Cooper believes his portrayal of Felicia to be progressive but is regressive in adding the activist to the beaten trope of “the woman behind the man.” Leonard and Felicia darlingly fall in love in the film’s very charming first half but become enveloped in the bitterness of resentment as the years go by, the unorthodox agreement in which they founded their marriage ripped to shreds during the vigorous years of adulthood and put together again in their wiser twilight years, “Maestro” failing to challenge the conventions of the marriage drama.
Alas, not all is lost, and Cooper’s Netflix affair is at its very best when lingering on questions of creativity fuelled by isolation. Bernstein repeatedly affirms his love of people and the difficulties he faces in depriving himself of others. How can creativity flourish if not allowed moments of introspection? The cruelty of the dilemma ushers the composer in and out of periods of depression, with the film delivering one of the most fitting recent encapsulations of depression when Bernstein melancholically tells his wife, “Summer sang in me a little while. It sings on me no more.”

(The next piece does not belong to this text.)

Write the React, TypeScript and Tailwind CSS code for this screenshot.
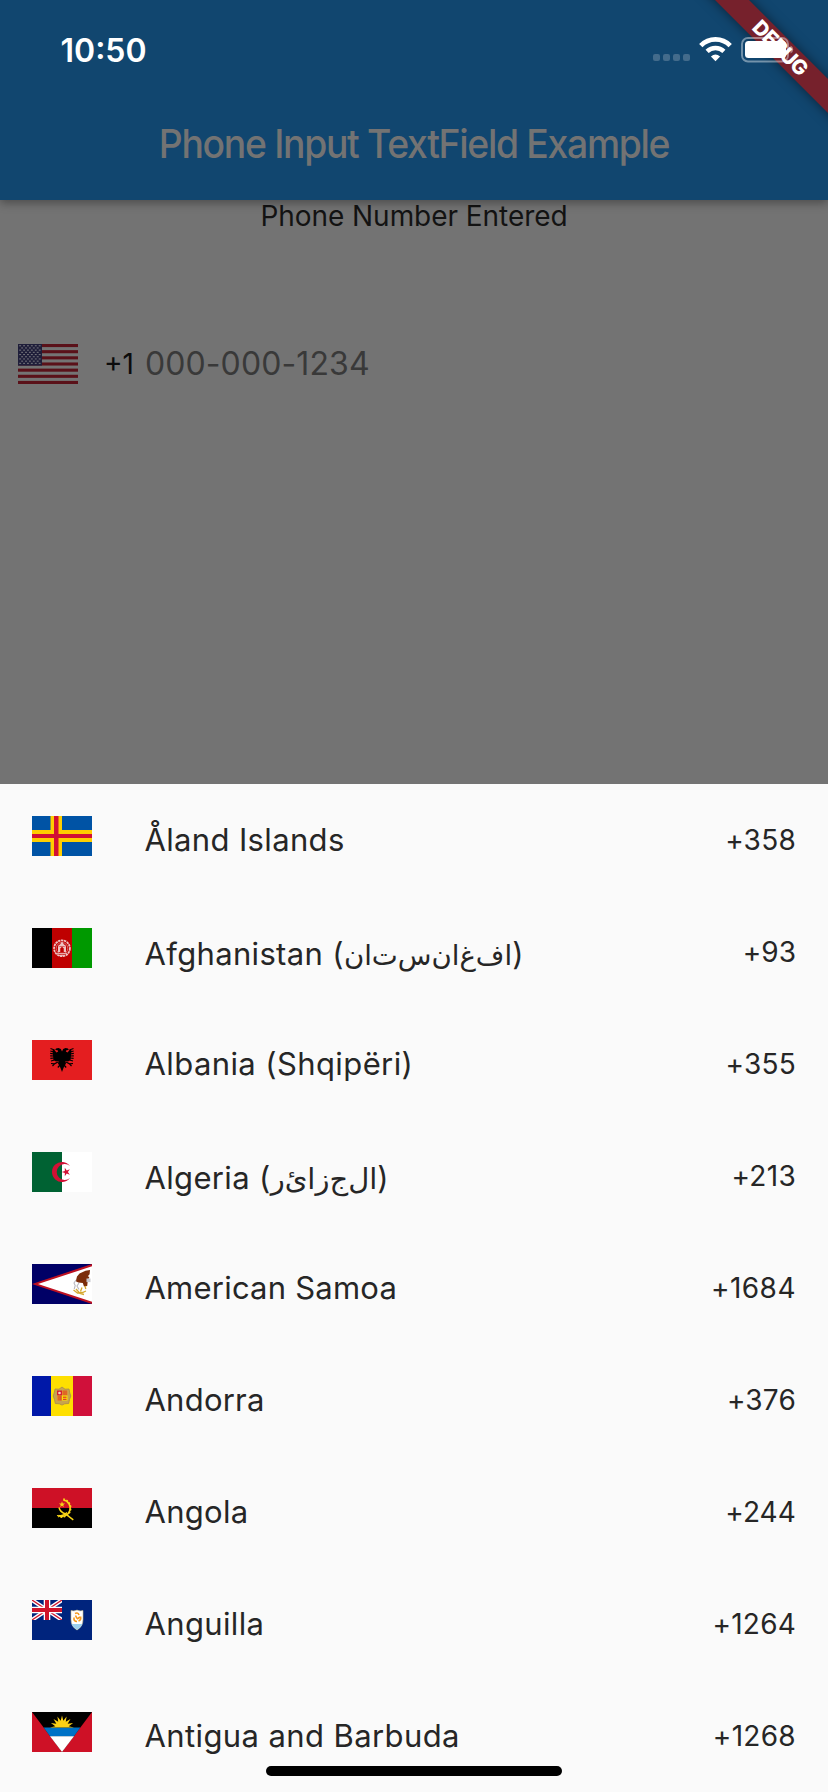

This understanding of Bernstein’s equal intensity in joy and sorrow crowns Cooper’s performance, the actor disappearing in the physicality of the conductor. If Cate Blanchett communicated Lydia Tár’s entire demeanor through a precisely calculated bending of the fingers, Cooper allows Bernstein to occupy the entirety of his body, possessed by music as if exorcising all the longing and guilt that fuel and threaten his genius. These moments of ecstasy briefly threaten to mask the prosaic nature of “Maestro.” But just briefly. [C]
“Maestro” will have a limited theatrical release on November 22 before hitting Netflix on December 20.